The evaluation of polymorphic sites shows that there are more synonymous than nonsynonymous substitutions (dN/dS). The number of SNPs does not seem to affect the function of the genes and would mainly be spontaneous mutations as a result of mutagenic factors that are linked to a geographic location or specific environment. SNPs can be used to track generations [43]. A number of different SNPs have been identified in this MLST, but which of the identified SNPs are informative remains to be determined.

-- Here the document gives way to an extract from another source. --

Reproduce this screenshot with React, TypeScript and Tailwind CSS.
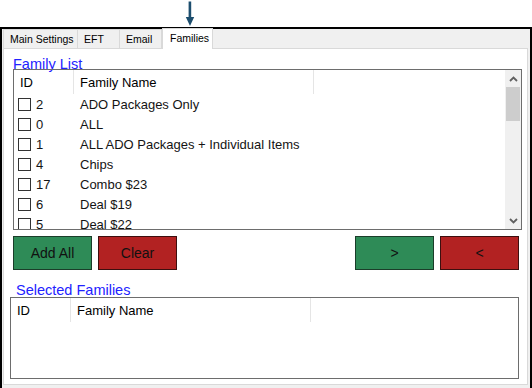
const families = [
  { id: 2, name: 'ADO Packages Only' },
  { id: 0, name: 'ALL' },
  { id: 1, name: 'ALL ADO Packages + Individual Items' },
  { id: 4, name: 'Chips' },
  { id: 17, name: 'Combo $23' },
  { id: 6, name: 'Deal $19' },
  { id: 5, name: 'Deal $22' },
];

const tabs = [
  { label: 'Main Settings', width: 'w-[75px]' },
  { label: 'EFT', width: 'w-[42px]' },
  { label: 'Email', width: 'w-[42px]' },
];

function Chevron({ dir }: { dir: 'up' | 'down' }) {
  return (
    <svg width="9" height="6" viewBox="0 0 9 6">
      <polyline
        points={dir === 'up' ? '1,5 4.5,1.5 8,5' : '1,1 4.5,4.5 8,1'}
        fill="none"
        stroke="#606060"
        strokeWidth="1.8"
      />
    </svg>
  );
}

function ListHeader() {
  return (
    <div className="flex h-[24px] shrink-0 text-[13px] text-black">
      <div className="flex h-full w-[60px] items-center border-r border-[#e5e5e5] pl-[6px] pt-[1px]">ID</div>
      <div className="flex h-full w-[240px] items-center border-r border-[#e5e5e5] pl-[6px] pt-[1px]">Family Name</div>
    </div>
  );
}

function ActionButton({ label, tone }: { label: string; tone: 'green' | 'red' }) {
  return (
    <button
      className={
        tone === 'green'
          ? 'h-[34px] w-[79px] border border-[#1b3d2a] bg-[#2e8b57] text-[14px] text-[#111]'
          : 'h-[34px] w-[79px] border border-[#3d0f0f] bg-[#b22222] text-[14px] text-[#111]'
      }
    >
      {label}
    </button>
  );
}

export default function App() {
  return (
    <div className="relative h-[388px] w-[532px] overflow-hidden bg-white font-['Liberation_Sans',Arial,sans-serif]">
      {/* pointer arrow above the Families tab */}
      <svg className="absolute left-[185px] top-0" width="10" height="27" viewBox="0 0 10 27">
        <rect x="3.6" y="1.5" width="2.6" height="16" fill="#1d4e6e" />
        <polygon points="0.8,17 9.2,17 5,26" fill="#1d4e6e" />
      </svg>

      <div className="mt-[27px] flex h-[361px] flex-col border-x-2 border-t-2 border-black bg-[#f0f0f0] pl-[1px] pr-[2px]">
        {/* tab strip */}
        <div className="flex h-[19px] shrink-0 items-end">
          {tabs.map((t) => (
            <div
              key={t.label}
              className={`${t.width} flex h-[19px] items-center border-r border-t border-[#d9d9d9] pl-[6px] pt-[2px] text-[10.5px] text-black first:border-l`}
            >
              {t.label}
            </div>
          ))}
          <div className="relative z-10 -mb-[1px] flex h-[21px] w-[51px] items-center border-x border-t border-[#d9d9d9] bg-white pl-[7px] text-[10.5px] text-black">
            Families
          </div>
        </div>

        {/* tab page */}
        <div className="flex h-[337px] shrink-0 flex-col border border-[#d9d9d9] bg-white">
          <div className="ml-[9px] mt-[6px] h-[14px] pt-[1px] text-[14.5px] leading-[16px] text-[#2222ff]">Family List</div>

          <div className="ml-[9px] flex h-[161px] w-[509px] shrink-0 border border-[#6d6d6d]">
            <div className="flex flex-1 flex-col overflow-hidden">
              <ListHeader />
              {families.map((f) => (
                <div key={f.id} className="flex h-[20px] shrink-0 items-center text-[13px] text-[#141414]">
                  <div className="flex w-[60px] items-center pl-[4px]">
                    <span className="h-[13px] w-[13px] border border-[#333] bg-white" />
                    <span className="ml-[5px] pt-[1px]">{f.id}</span>
                  </div>
                  <div className="pl-[6px] pt-[1px]">{f.name}</div>
                </div>
              ))}
            </div>
            <div className="flex w-[16px] flex-col bg-[#f0f0f0]">
              <div className="flex h-[17px] items-center justify-center">
                <Chevron dir="up" />
              </div>
              <div className="mx-[1px] h-[34px] bg-[#cdcdcd]" />
              <div className="flex-1" />
              <div className="flex h-[17px] items-center justify-center">
                <Chevron dir="down" />
              </div>
            </div>
          </div>

          <div className="ml-[9px] mt-[6px] flex w-[506px] gap-[6px]">
            <ActionButton label="Add All" tone="green" />
            <ActionButton label="Clear" tone="red" />
            <div className="flex-1" />
            <ActionButton label=">" tone="green" />
            <ActionButton label="<" tone="red" />
          </div>

          <div className="ml-[12px] mt-[12px] h-[15px] text-[14.5px] leading-[16px] text-[#2222ff]">Selected Families</div>

          <div className="ml-[6px] flex h-[82px] w-[509px] shrink-0 flex-col border border-[#6d6d6d]">
            <ListHeader />
          </div>
        </div>
      </div>
    </div>
  );
}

This study demonstrated the prevalence of A. phagocytophilum in I. ricinus ticks and applied a molecular genotyping tool, MLST, to study the strain diversity. The number of variants that were identified among the isolates demonstrates the highly discriminatory power of the MLST method and provides information about the genetic diversity among A. phagocytophilum strains from northwest Norway. Compared to the strains that have been isolated worldwide, the strains from northwest Norway cluster together with other Norwegian strains and constitute CC 9, 10, and 11. The genetic characteristics are slightly different from those of the central European strains, indicating that geographic origin may play a role in the evolution of A. phagocytophilum strains.

Conflict of Interests

The author declares that there is no conflict of interests regarding the publication of this paper.

Acknowledgment

The author thanks Synnøve T. Broum for help in collecting live ticks.